Troubleshooting AppArmor
# View AppArmor denials in the kernel log
journalctl -k | grep apparmor
# Or search the audit log directly
sudo grep apparmor /var/log/audit/audit.log
# Use aa-logprof to update a profile based on recent denials
sudo aa-logprof
# Check if a specific process is confined
sudo aa-status | grep nginx
Choosing Between SELinux and AppArmor
| Criterion | SELinux | AppArmor |
|---|---|---|
| Default on | RHEL, CentOS, Fedora | Ubuntu, Debian, SUSE |
| Model | Label-based (contexts) | Path-based (profiles) |
| Learning curve | Steeper | Gentler |
| Granularity | Very fine-grained | Moderate |
| Policy language | Type Enforcement (m4 macros) | Simple text profiles |
| File renames | Context follows the inode | Path must be updated in profile |
| Network control | Full port/protocol labeling | Basic network rules |
The practical advice: use whichever your distribution ships by default.

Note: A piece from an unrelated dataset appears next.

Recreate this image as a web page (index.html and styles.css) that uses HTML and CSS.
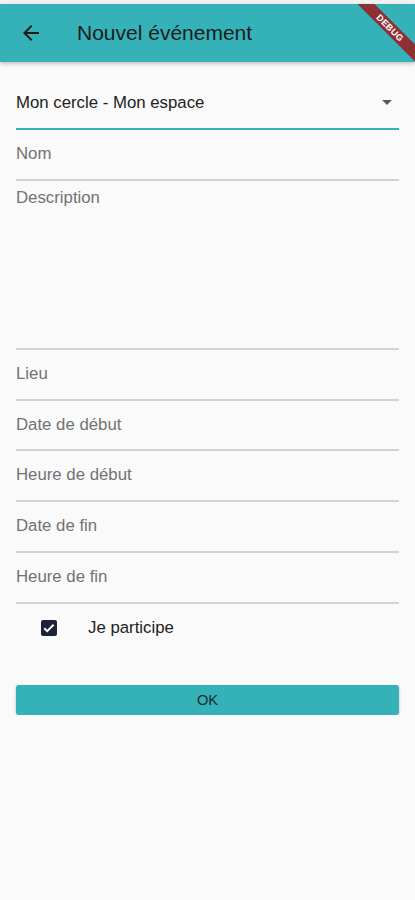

Switching from AppArmor to SELinux (or vice versa) on a distro that does not natively support it is possible but creates significant maintenance overhead and may conflict with distribution packages. Both frameworks provide strong confinement when properly configured, and both are vastly better than running with no MAC at all.
MAC is the last kernel-level defense against compromised processes. Even if an attacker gains code execution as a service user, a well-written SELinux policy or AppArmor profile limits the damage to only those files and ports the policy explicitly allows. Combine MAC with auditing to detect when policies are being tested by an attacker and respond before they find a gap.